Knowledge of math, science, and the like is one thing, but knowledge of yourself is another, and I’d argue that, between the two, it’s the more important.  Among other things, I think that’s why I’m drawn to music. As a songwriter, you are what you write, and with every song comes a new revelation – something that you’re forced to look at and play a thousand times over.  You may not like what you see, but once it’s out in the open, you have to look at it and take it for what it is. So, I encourage whoever’s reading this to step away from the business of whatever life you’re living and twist your own arm to just simply think about you. I say, “simply,” but with a seemingly endless number of other things you could be doing, the task is definitely not a simple one. You may wonder what to think about, and when the thoughts just aren’t flowing you may give up and say, “Well, I tried.” But, give it a second. It may take a moment to get the train of thought out of the station, but where you arrive, the conclusions you draw, and the clarity that results are undeniably worth it. 

My Side of the Table

This past Friday my band and I had the pleasure of playing for the first time in quite awhile – actually for the first time this year. It was a late night: we played from nine to twelve in Greenville, so between walking half a mile before and after the performance for parking and unloading/reloading everyone’s gear, you start tend to get a bit tired by the end of it all. Now, I’m not complaining, but getting home by 1:30 or so was the goal, and I don’t know about you, but that’s a bit past my normal bedtime. And we did make it – me and my bassist, that is – back to Clemson at just about that time. But we didn’t say our goodnights just then: we talked and talked and talked – about things that matter. It seems like late nights do that to people.

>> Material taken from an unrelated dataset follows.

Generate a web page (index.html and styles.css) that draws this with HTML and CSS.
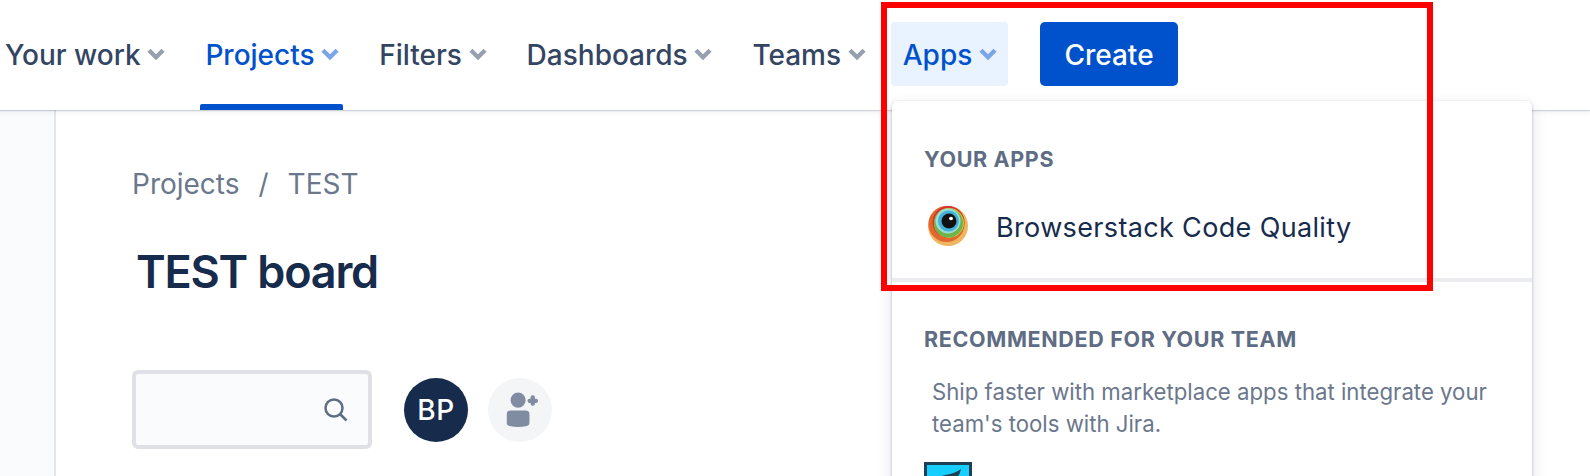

We talked about music, of course. What else would two musicians do? But it wasn’t about theory. It wasn’t about how we think our new songs are coming. It wasn’t even about how we thought the night went. We talked about music’s role in our lives, and it all began with the question: What do you think is the meaning of life?

Now, before you start to think I’m too eccentric, or that I’ve started to sound like one of those overzealous artists that has maybe done one too many substances, let me explain. It started with a conversation about Nashville – not next weekend for recording, but the next chapter of our lives – because he’s still treading the line about where he plans to end up. So, I told him how I came to my decision and how I resolved the issue of opportunity. I first answered that question: What’s the meaning of life?

And my answer was a general one, fitting enough to answer such a general question. It was, “The pursuit of one’s own happiness – almost to a selfish extent.” Though it may sound like a self-serving philosophy to live by, it really all depends on how you answer the next question in the series, which is, “What makes you happy?” Is it friendship, love, money, etc., etc.? And the answer doesn’t have to be – and, in my opinion, shouldn’t be – set in stone. For me, I expect the answer to change as the chapters of my life do. Right now, the world is at my fingertips: opportunity has presented itself in so many different forms that it becomes difficult to say which is the best, or better yet, which is the best for me now. But those opportunities will change as the years go on. Some will come and some will go, and that will be the last you see of them. So with that being said, which opportunity is best for me now? Which opportunity makes me happiest? And which opportunity may expire more quickly than the others? Music. Music. Music.

I just recently finished writing a song called, “Nine to Fives,” and I think it’s one of the best to come from me in quite awhile, mostly because of its honesty and relevance to this chapter of my life. I won’t dive too deep into it, but my favorite part of the song is the bridge when I sing:

“Don’t get me wrong now.

I see the beauty of settling down.

I see a wife with kids running around

Later on.

But don’t you think that I’m just

A little too young

To have my whole life planned at twenty-one?

Well, I do, I do.

It’s my favorite – for a lot of reasons – but mostly because it allows for change. It allows for fulfillment from different sources – just in different eras of life, which is perfectly suited for someone with tunnel vision like mine. So, I guess the moral of the story is this: Focus on what makes you happy now because you’re never in too deep to turn around or shift the medium that brings it to you.


So, shortly and sweetly, that’s the gist of it, my side of the 2AM conversation with a friend and musician. But let me offer you some of his. Probably his most significant piece of insight – because I’ve felt it, he’s felt it, and I’m sure the majority of you reading this have felt it – was this: “I just kept pushing back against [insert passion here (though is was music)] because I knew it wasn’t the smart thing to do.” Well, what’s “smart?” Is it settling for something because it’s safe? Is it denying passion or love for financial stability? Is it missing out on something you’d love to do because someone might ridicule your cause or laugh in your face when you say that you’re giving up a life of education for something that carries a bit of risk? I’ve done well in school. Like I said, I’m a bioengineer and have been pretty successful at it, so when I tell people what I plan on doing after college, the most common response is, “Well, at least you’ve got a good back-up.” Yeah, I guess, but it would inevitably and only be a means to an end – a means for making money and supporting myself to make more money. But music is the means and the end – the journey and the finish line – because it’s a self-sustaining cycle of fulfillment, happiness, and (fingers-crossed) financial stability. And I know people will laugh when they read that. I guess I would too if I sat on the other side of the table, where the food is plenty and the wine is good and when you look to the other side you see people like me and all you can think is, “You can have this too,” but you’re too busy eating and working to talk, so you forget why you’re at the table in the first place. Well, on my side of the table, the conversation’s good, and though I may not eat a lot, I’ll eat enough because when it’s all said and done, and you could pick two of those three things (fulfillment, happiness, or financial stability), which would you pick?